In den gerade fusionierenden Parteien von PDS und WASG in Niedersachsen scheint der Verschwörungstheoretiker seine Sache jedoch gut gemacht zu haben. Wohin man auch horcht: Der Hesse Dehm, den die PDS vor drei Jahren in die Wüste nach Hannover verbannte, gilt heute vielen als Integrator zwischen den studentisch geprägten West-Sozialisten und den eher aus dem Arbeiter- und Angestelltenmilieu stammenden Wahl-Alternativlern. Anders als in Bayern oder Berlin gab es in Niedersachsen, wo PDS und WASG jeweils etwa 800 Mitglieder haben, kaum Streit um die Listenplätze. Mit strammen 93 Prozent schickten ihn die beiden Verbände beim Parteitag im Juli gen Berlin, wo Dehm in Sachen Kulturpolitik unterwegs sein will. Natürlich nur in der Opposition. Rot-Rot-Grün-Gerüchte hält der Polit-Barde für „aberwitzig“.

Lieber will er „im außerparlamentarischen Raum“ agieren. Und etwas gegen den „korrumpierenden Kranz aus Privilegien“ tun, den die Parlamentarier in der Hauptstadt ertragen müssen.

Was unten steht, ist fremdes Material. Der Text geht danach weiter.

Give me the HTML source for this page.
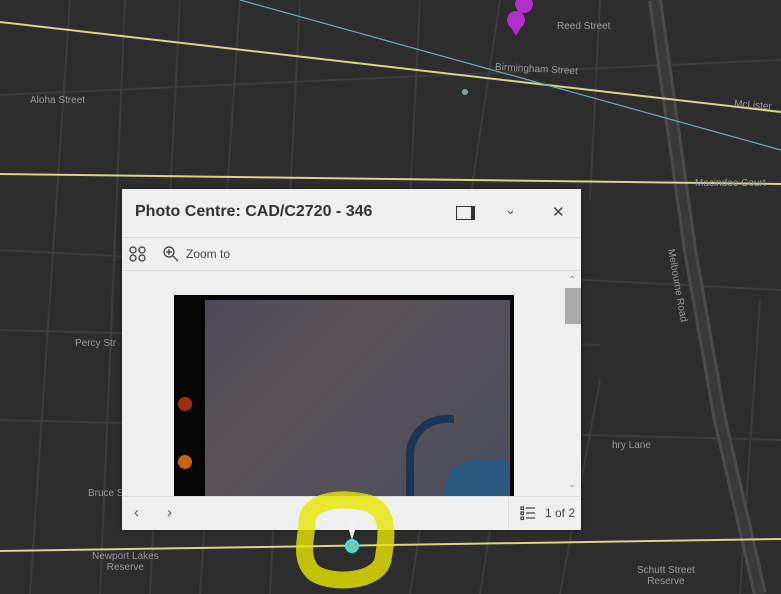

Nein, Dehm hebt die Teetasse, mit den Leuten in der Zentrale sei heute wieder alles im Lot: „Parteichef Bisky redet inzwischen nur noch Gutes über mich.“

Dabei hat ihm der Malocher-Stallgeruch immer gefehlt: Dehm besitzt einen Musikverlag, eine Immobilienfirma, eine Beteiligung am Privat-Radio FFH und gemeinsam mit Konstantin Wecker ein CD-Label. Man beachte auch, dass ganz in der Nähe des PDS-Büros in Hannovers Arbeiterviertel Linden Dehms niegelnagelneuer Skoda mit einem Che Guevara-Aufkleber steht, natürlich in schwarz. Der liege „viel besser auf der Strasse als mein alter A 8“.

Nach einer Entscheidung des Frankfurter Landgerichts darf „DD“ auch heute noch juristisch folgenlos „Stasi-Informant“ genannt werden. Das sei ja nur eine „Meinungsäußerung“, meint Dehm, und klar, er habe auch schon viele Prozesse gegen die Medienstrolche gewonnen. Den gegen die Bild-Zeitung zum Beispiel, die ihn „roten Millionär“ nannte. „Aber Ihnen“, kumpelt der Diether, „aber Ihnen erlaube ich das mit dem Millionär“.